Ha dovuto lavorare fino al giorno prima di partorire per non perdere il posto ed è tornata in servizio 24 giorni dopo la nascita. Per questo motivo il titolare di un bar di Camisano, Gabriele Nizzetto, è stato condannato ad un anno e cinque mesi di carcere dal giudice per l’udienza preliminare di Vicenza, Roberto Venditti. Secondo il Gup è colpevole di estorsione per aver costretto la dipendente a lavorare fino all’ultimo durante la gravidanza e a riprendere quasi subito l’attività senza percepire la maternità. L’avvocato Lara Franchini, che difendere Gabrielle Nizzetto, è pronta a ricorrere in appello: «Non c’è stata estorsione né minacce». Di diverso avviso è il legale della ragazza: «Era assunta a tempo parziale ma verso di lei è stato tenuto un atteggiamento criminale», ha dichiarato, come riportato dal Corriere della Sera.

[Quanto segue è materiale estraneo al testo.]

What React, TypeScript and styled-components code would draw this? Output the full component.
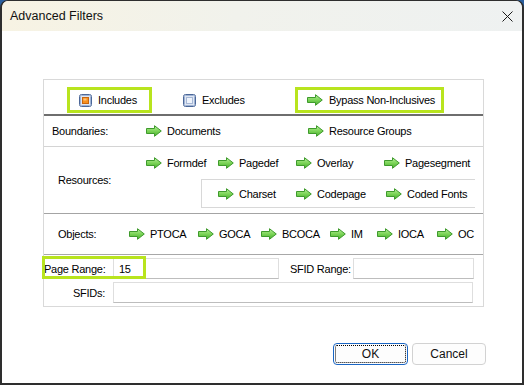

La sentenza di primo grado ha stabilito che il 65enne debba corrispondere un risarcimento di tremila euro alla barista per danni non patrimoniali, in aggiunta ad altri duemila euro che sono stati già liquidati, oltre al pagamento delle spese di costituzione e giudizio.



COSTRETTA A LAVORARE FINO AL GIORNO PRIMA DEL PARTO

La vicenda risale al 2011 quando la giovane, che oggi ha 31 anni, lavorava al bar La Meridiana a Camisano Vicentino con un contratto a chiamata. Faceva la barista per poche ore la settimana e quando rimase incinta avvisò il titolare del bar. «Lui le disse chiaramente che se avesse preso le mensilità previste per legge sarebbe stata licenziata. Qualche mese dopo, in autunno, ribadì lo stesso concetto, tanto che lei lavorò fino alla fine», ha spiegato l’avvocato Gaetano Palermo, legale della ragazza, al Corriere della Sera. Nella sentenza il giudice ha accolto la tesi del pm Hans Roderich Blattner che aveva chiesto l’imputazione per estorsione sostenendo che la ragazza era stata «ripetutamente minacciata di licenziamento ove si fosse astenuta dal lavoro». Questa circostanza l’aveva indotta «in stato di gravidanza con parto cesareo programmato per il 16 dicembre 2011 a lavorare fino al 15, data di ricovero, e a riprendere la prestazione lavorativa il 9 gennaio 2012». Quindi, la donna sarebbe stata vittima di estorsione perché privata dei mesi della maternità e dell’indennità di legge. La difesa, pronta a ricorrere in appello, sostiene che non ci sono prove delle minacce e che non c’è stata estorsione, quindi il fatto andava sanzionato al massimo con una contravvenzione che ormai sarebbe prescritta.